At the beginning of rehearsals, I assumed that Caliban wants freedom. But that makes his offer to serve Stephano very awkward. It makes more sense if he wants to serve someone on particular terms; perhaps he thinks that Stephano represents an opportunity to serve someone who loves him, as he says Prospero did. At first, Prospero stroked Caliban and gave him water with berries and taught him language. Caliban says in the same speech ‘and then I showed thee all the qualities of the isle, I showed you the brine pits and the barren place infertile’ – it's as if he's explaining the importance of give-and-take. His being appreciated is extremely important. Stephano immediately gives Caliban something to drink and asks him how he is – a revelation for someone who's been an abhorred monster for twelve years.
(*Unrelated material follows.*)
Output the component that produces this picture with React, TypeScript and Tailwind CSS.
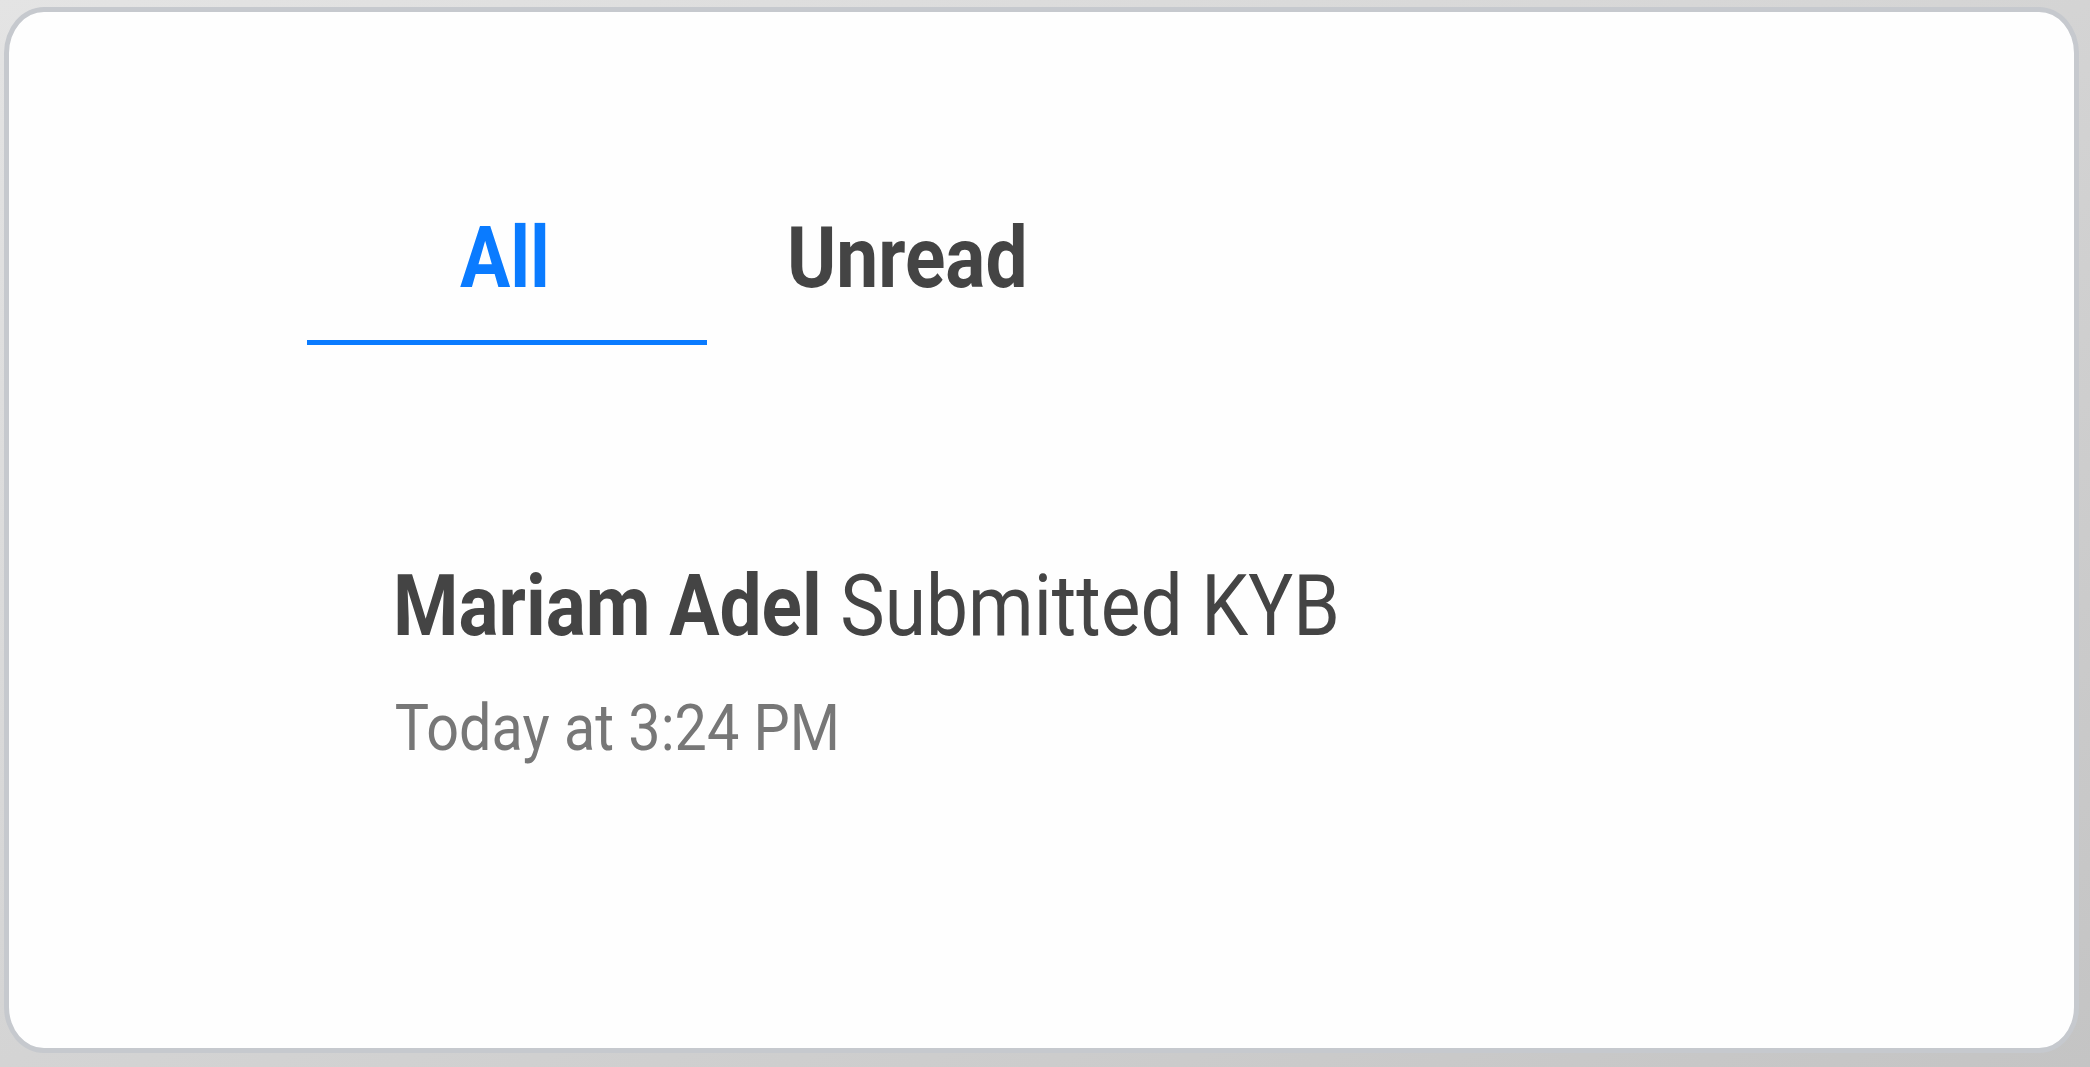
import { useState } from 'react'

type Tab = 'all' | 'unread'

interface INotification {
   name: string
   action: string
   time: string
}

const notifications: INotification[] = [
   { name: 'Mariam Adel', action: 'Submitted KYB', time: 'Today at 3:24 PM' },
]

export default function App() {
   const [tab, setTab] = useState<Tab>('all')

   return (
      <div
         className="w-[2090px] h-[1067px] overflow-hidden bg-gradient-to-br from-[#e4e4e4] via-[#d4d4d4] to-[#c4c4c4] pt-[7px] pl-[4px]"
         style={{ fontFamily: 'Roboto, "Liberation Sans", sans-serif' }}
      >
         <div className="w-[2075px] h-[1046px] rounded-[40px/46px] border-[5px] border-[#c6c9ce] bg-[#fefefe]">
            <div className="flex pl-[298px] pt-[203px]">
               <button
                  type="button"
                  className="flex flex-col items-start w-[400px]"
                  onClick={() => setTab('all')}
               >
                  <div className="pl-[153px]">
                     <span
                        className={`block text-[86px] leading-none font-bold scale-x-[0.87] origin-left ${
                           tab === 'all' ? 'text-[#0a7bff]' : 'text-[#444444]'
                        }`}
                     >
                        All
                     </span>
                  </div>
                  <span
                     className={`mt-[39px] h-[5px] w-[400px] ${
                        tab === 'all' ? 'bg-[#0a7bff]' : 'bg-transparent'
                     }`}
                  />
               </button>
               <button
                  type="button"
                  className="flex flex-col items-start w-[400px]"
                  onClick={() => setTab('unread')}
               >
                  <div className="pl-[80px]">
                     <span
                        className={`block text-[86px] leading-none font-bold scale-x-[0.87] origin-left ${
                           tab === 'unread' ? 'text-[#0a7bff]' : 'text-[#444444]'
                        }`}
                     >
                        Unread
                     </span>
                  </div>
                  <span
                     className={`mt-[39px] h-[5px] w-[400px] ${
                        tab === 'unread' ? 'bg-[#0a7bff]' : 'bg-transparent'
                     }`}
                  />
               </button>
            </div>

            <div className="flex flex-col pl-[384px] pt-[218px]">
               {notifications.map((n) => (
                  <div key={n.name} className="flex flex-col">
                     <p className="text-[86px] leading-none text-[#444444] whitespace-nowrap scale-x-[0.87] origin-left">
                        <span className="font-bold">{n.name}</span> {n.action}
                     </p>
                     <p className="mt-[47px] pl-[2px] text-[65px] leading-none text-[#777777] whitespace-nowrap scale-x-[0.885] origin-left">
                        {n.time}
                     </p>
                  </div>
               ))}
            </div>
         </div>
      </div>
   )
}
Caliban responds by offering to show Stephano exactly the same things that he showed Prospero: ‘I’ll show thee springs, I’ll pluck thee berries’ [II.ii]. Of course, that relationship goes wrong and Caliban realises that Stephano is just a selfish, drunken fool, but I think his offer to serve Stephano emphasizes that issues of freedom and slavery in the play are pretty complex!
These comments are the actor's thoughts or ideas about the part as s/he goes through the rehearsal process – they are simply his/her own interpretations and frequently change as the rehearsal process progresses.